I don't understand what you're trying to do. CompositeTags() can use an alpha mask that is the same size as the source bitmap (i.e., the source alpha mask, as opposed to the destination alpha mask), so why are you rescaling the alpha mask? Also, why do you need to copy the scaled alpha mask back to main memory? That implies that you're doing more software rendering.
@Hans I was simply trying to emulate BitMapScale(), rather than rewrite my program to use an (8-bit) Alpha channel instead a 1-bit mask! (That kind of rewrite was supposed to come later, after I got more comfortable with CompositeTagList().)

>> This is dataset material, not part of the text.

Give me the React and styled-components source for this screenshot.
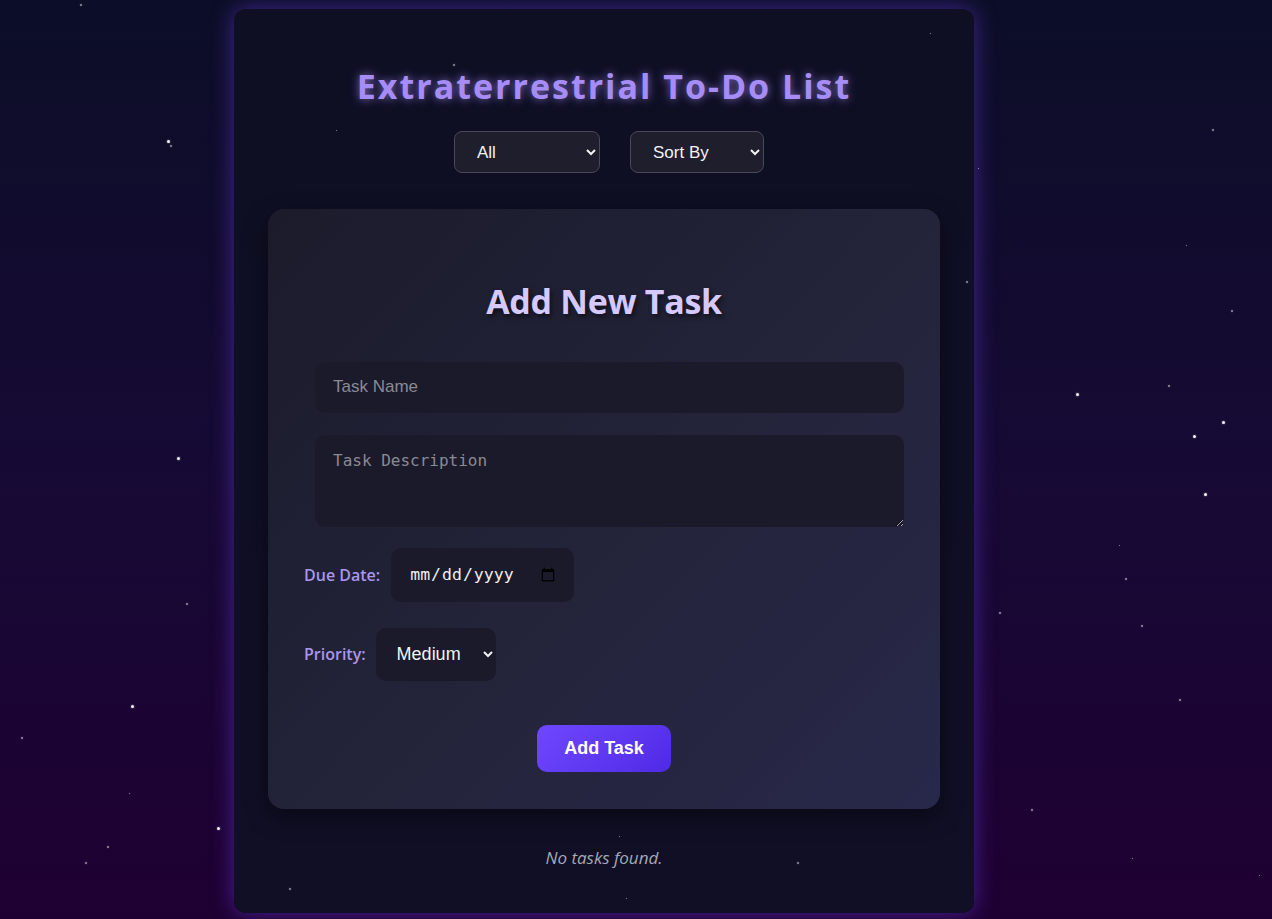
import React, { useState } from 'react'
import styled, { createGlobalStyle } from 'styled-components'

const GlobalStyle = createGlobalStyle`
  html, body {
    margin: 0;
    padding: 0;
    height: 100%;
  }
  body {
    font-family: 'Noto Sans', 'Open Sans', sans-serif;
    background: linear-gradient(to bottom, #0c0e28 0%, #160a34 50%, #1f0033 100%);
    min-height: 919px;
    overflow: hidden;
  }
`

const STARS = [
  [80, 4, 2], [167, 140, 3], [170, 145, 2], [177, 457, 3], [186, 603, 2], [131, 705, 3],
  [21, 737, 2], [217, 827, 3], [107, 846, 2], [85, 862, 2], [129, 793, 1],
  [1212, 129, 2], [1186, 245, 1], [1231, 310, 2], [1168, 385, 2], [1076, 393, 3],
  [1193, 435, 3], [1222, 421, 3], [1204, 493, 3], [1119, 545, 1], [1125, 578, 2],
  [999, 612, 2], [1141, 625, 2], [1179, 699, 2], [1031, 809, 2], [1132, 858, 1],
  [1259, 875, 1], [453, 64, 2], [336, 130, 1], [966, 281, 2], [930, 33, 1],
  [978, 168, 1], [797, 862, 2], [619, 836, 1], [626, 898, 1], [289, 888, 2],
]

const Page = styled.div`
  position: relative;
  min-height: 919px;
  display: flex;
  justify-content: flex-start;
  padding: 9px 0 0 234px;
  box-sizing: border-box;
`

const Star = styled.span`
  position: absolute;
  border-radius: 50%;
  background: #fff;
  opacity: ${p => (p.$size > 2 ? 0.95 : 0.55)};
  box-shadow: 0 0 2px rgba(255, 255, 255, 0.6);
  pointer-events: none;
  z-index: 2;
`

const Container = styled.div`
  position: relative;
  z-index: 1;
  width: 740px;
  height: 904px;
  box-sizing: border-box;
  background: rgba(16, 16, 36, 0.96);
  border-radius: 12px;
  box-shadow: 0 0 22px rgba(106, 60, 230, 0.55);
  display: flex;
  flex-direction: column;
  align-items: center;
  padding: 59px 34px 0;
`

const Title = styled.h1`
  margin: 0;
  font-family: 'Open Sans', 'Noto Sans', sans-serif;
  font-weight: 700;
  font-size: 34px;
  letter-spacing: 2px;
  line-height: 1.1;
  color: #a68cf7;
  text-shadow: 0 0 8px rgba(167, 139, 250, 0.75);
`

const Filters = styled.div`
  display: flex;
  gap: 30px;
  margin: 26px 0 0 10px;
`

const FilterSelect = styled.select`
  width: ${p => p.$w}px;
  height: 42px;
  box-sizing: border-box;
  padding: 0 14px 0 18px;
  font-family: 'Liberation Sans', Arial, sans-serif;
  font-size: 17px;
  color: #f2f2f2;
  background: #1e1e2c;
  border: 1px solid #48485a;
  border-radius: 8px;
  color-scheme: dark;
`

const Card = styled.div`
  width: 672px;
  height: 600px;
  box-sizing: border-box;
  margin-top: 36px;
  border-radius: 16px;
  background: linear-gradient(135deg, #1b1b2c 0%, #232339 50%, #28284a 100%);
  box-shadow: 0 8px 24px rgba(0, 0, 0, 0.45);
  padding: 74px 36px 30px;
  display: flex;
  flex-direction: column;
`

const CardTitle = styled.h2`
  margin: 0 0 41px;
  text-align: center;
  font-family: 'Open Sans', 'Noto Sans', sans-serif;
  font-weight: 700;
  font-size: 34px;
  line-height: 1.1;
  letter-spacing: -0.3px;
  color: #d6c9ff;
  text-shadow: 2px 3px 5px rgba(0, 0, 0, 0.55);
`

const TextInput = styled.input`
  align-self: flex-end;
  width: 589px;
  height: 51px;
  box-sizing: border-box;
  padding: 0 18px;
  font-family: 'Liberation Sans', Arial, sans-serif;
  font-size: 17px;
  color: #eee;
  background: #1a1a2b;
  border: none;
  border-radius: 10px;
  outline: none;
  &::placeholder {
    color: #8a8a92;
  }
`

const TextArea = styled.textarea`
  align-self: flex-end;
  width: 589px;
  height: 92px;
  margin-top: 22px;
  box-sizing: border-box;
  padding: 16px 18px;
  font-family: 'DejaVu Sans Mono', 'Liberation Mono', monospace;
  font-size: 16px;
  color: #eee;
  background: #1a1a2b;
  border: none;
  border-radius: 10px;
  outline: none;
  resize: vertical;
  &::placeholder {
    color: #8a8a92;
  }
`

const FieldRow = styled.div`
  display: flex;
  align-items: center;
  gap: ${p => p.$gap}px;
  margin-top: ${p => p.$mt}px;
`

const Label = styled.label`
  font-family: 'Open Sans', 'Noto Sans', sans-serif;
  font-weight: 600;
  font-size: 16px;
  color: #a996ec;
`

const DateInput = styled.input`
  width: 183px;
  height: 54px;
  box-sizing: border-box;
  padding: 0 16px 0 18px;
  font-family: 'DejaVu Sans Mono', 'Liberation Mono', monospace;
  font-size: 16.5px;
  color: #eee;
  background: #1a1a2b;
  border: none;
  border-radius: 10px;
  outline: none;
`

const PrioritySelect = styled.select`
  width: 120px;
  height: 53px;
  box-sizing: border-box;
  padding: 0 6px 0 17px;
  font-family: 'Liberation Sans', Arial, sans-serif;
  font-size: 18px;
  color: #f2f2f2;
  background: #1a1a2b;
  border: none;
  border-radius: 10px;
  color-scheme: dark;
  outline: none;
`

const SubmitButton = styled.button`
  align-self: center;
  margin-top: 44px;
  width: 134px;
  height: 47px;
  border: none;
  border-radius: 10px;
  background: linear-gradient(135deg, #6f47ff 0%, #4f2ae6 100%);
  color: #fff;
  font-family: 'Liberation Sans', Arial, sans-serif;
  font-weight: 700;
  font-size: 18px;
  cursor: pointer;
`

const Empty = styled.p`
  margin: 37px 0 0;
  font-family: 'Open Sans', 'Noto Sans', sans-serif;
  font-style: italic;
  font-size: 17px;
  color: #a8a8b6;
`

export default function App() {
  const [filter, setFilter] = useState('all')
  const [sort, setSort] = useState('')
  const [priority, setPriority] = useState('medium')

  return (
    <>
      <GlobalStyle />
      <Page>
        {STARS.map(([x, y, s], i) => (
          <Star key={i} $size={s} style={{ left: x, top: y, width: s, height: s }} />
        ))}
        <Container>
          <Title>Extraterrestrial To-Do List</Title>
          <Filters>
            <FilterSelect $w={146} value={filter} onChange={e => setFilter(e.target.value)}>
              <option value="all">All</option>
              <option value="active">Active</option>
              <option value="completed">Completed</option>
            </FilterSelect>
            <FilterSelect $w={134} value={sort} onChange={e => setSort(e.target.value)}>
              <option value="">Sort By</option>
              <option value="date">Due Date</option>
              <option value="priority">Priority</option>
            </FilterSelect>
          </Filters>

          <Card>
            <CardTitle>Add New Task</CardTitle>
            <TextInput placeholder="Task Name" />
            <TextArea placeholder="Task Description" />
            <FieldRow $mt={21} $gap={11}>
              <Label>Due Date:</Label>
              <DateInput type="date" />
            </FieldRow>
            <FieldRow $mt={26} $gap={10}>
              <Label>Priority:</Label>
              <PrioritySelect value={priority} onChange={e => setPriority(e.target.value)}>
                <option value="low">Low</option>
                <option value="medium">Medium</option>
                <option value="high">High</option>
              </PrioritySelect>
            </FieldRow>
            <SubmitButton>Add Task</SubmitButton>
          </Card>

          <Empty>No tasks found.</Empty>
        </Container>
      </Page>
    </>
  )
}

As far as I can tell, 1-bit masks must be stored in non-video ram, because otherwise the result of BltMaskBitMapRastPort() tends to be garbage. (This makes some kind of sense when the CPU is doing the masking.)
BTW, do you know if CompositeTagList()'s COMPTAG_SrcAlphaMask tag will accept an 8-bit bitmap (as a valid Alpha channel), rather than requiring a whole 32-bit bitmap (where 24-bits will be ignored)? (That would greatly simplify my switch from 1-bit masks to 8-bit alpha channels.)
BTW, do you know if CompositeTagList()'s COMPTAG_SrcAlphaMask tag will accept an 8-bit bitmap (as a valid Alpha channel), rather than requiring a whole 32-bit bitmap (where 24-bits will be ignored)? (That would greatly simplify my switch from 1-bit masks to 8-bit alpha channels.)
If the bitmap has pixel format RGBFB_ALPHA8 then I would assume that it does.
BTW, do you know if CompositeTagList()'s COMPTAG_SrcAlphaMask tag will accept an 8-bit bitmap (as a valid Alpha channel), rather than requiring a whole 32-bit bitmap (where 24-bits will be ignored)? (That would greatly simplify my switch from 1-bit masks to 8-bit alpha channels.)
If the bitmap has pixel format RGBFB_ALPHA8 then I would assume that it does.
RGBFB_CLUT should work too, but RGBFB_ALPHA8 is the correct pixel format for alpha masks.
@Hans & salass00 Thanks for the info... but in the end, for the sake of compatibility with uh "other OSes", I've decided to keep the alpha channel as part of the bitmap. I guess it might be slightly faster as well!